🤖 AI Summary
To address high attention computation complexity, abrupt error surges, and detail distortion in diffusion Transformer (DiT)-based video generation, this paper proposes a unified caching and pruning framework. Our method introduces three core innovations: (1) an Error-Aware Dynamic Caching Window (EDCW), which adaptively adjusts the caching span based on the U-shaped distribution of attention differences; (2) PCA-based Slicing (PCAS), which applies principal component analysis to spatiotemporal attention features for identifying redundant channels; and (3) Dynamic Weight Shifting (DWS), which smoothly migrates critical weight paths after pruning. These components synergistically enable adaptive integration of caching and pruning. Experiments demonstrate that our approach significantly improves inference speed and GPU memory efficiency while preserving fine-grained video fidelity—achieving state-of-the-art performance across key metrics including FVD and LPIPS, outperforming existing caching- and pruning-only methods.
📝 Abstract
Diffusion Transformers (DiT) excel in video generation but encounter significant computational challenges due to the quadratic complexity of attention. Notably, attention differences between adjacent diffusion steps follow a U-shaped pattern. Current methods leverage this property by caching attention blocks, however, they still struggle with sudden error spikes and large discrepancies. To address these issues, we propose UniCP a unified caching and pruning framework for efficient video generation. UniCP optimizes both temporal and spatial dimensions through.
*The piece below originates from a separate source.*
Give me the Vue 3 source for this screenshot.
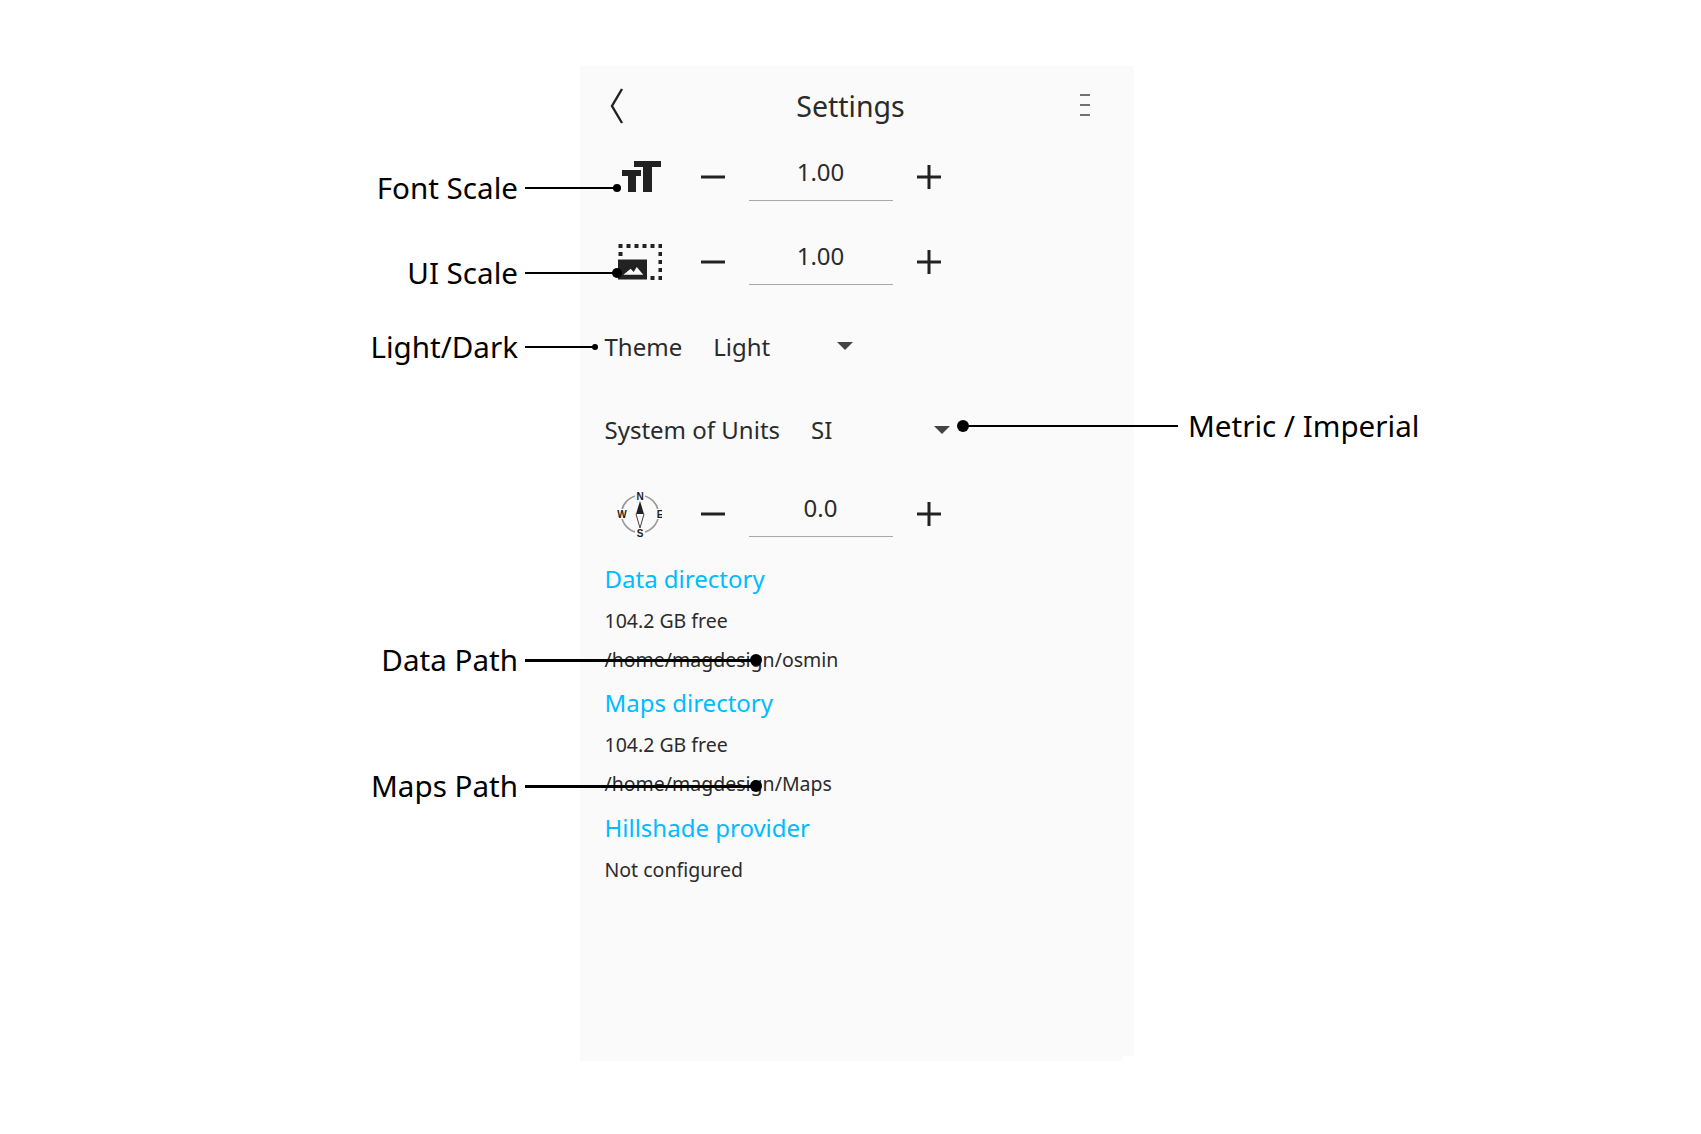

Error Aware Dynamic Cache Window (EDCW): Dynamically adjusts cache window sizes for different blocks at various timesteps, adapting to abrupt error changes. PCA based Slicing (PCAS) and Dynamic Weight Shift (DWS): PCAS prunes redundant attention components, and DWS integrates caching and pruning by enabling dynamic switching between pruned and cached outputs. By adjusting cache windows and pruning redundant components, UniCP enhances computational efficiency and maintains video detail fidelity. Experimental results show that UniCP outperforms existing methods in both performance and efficiency.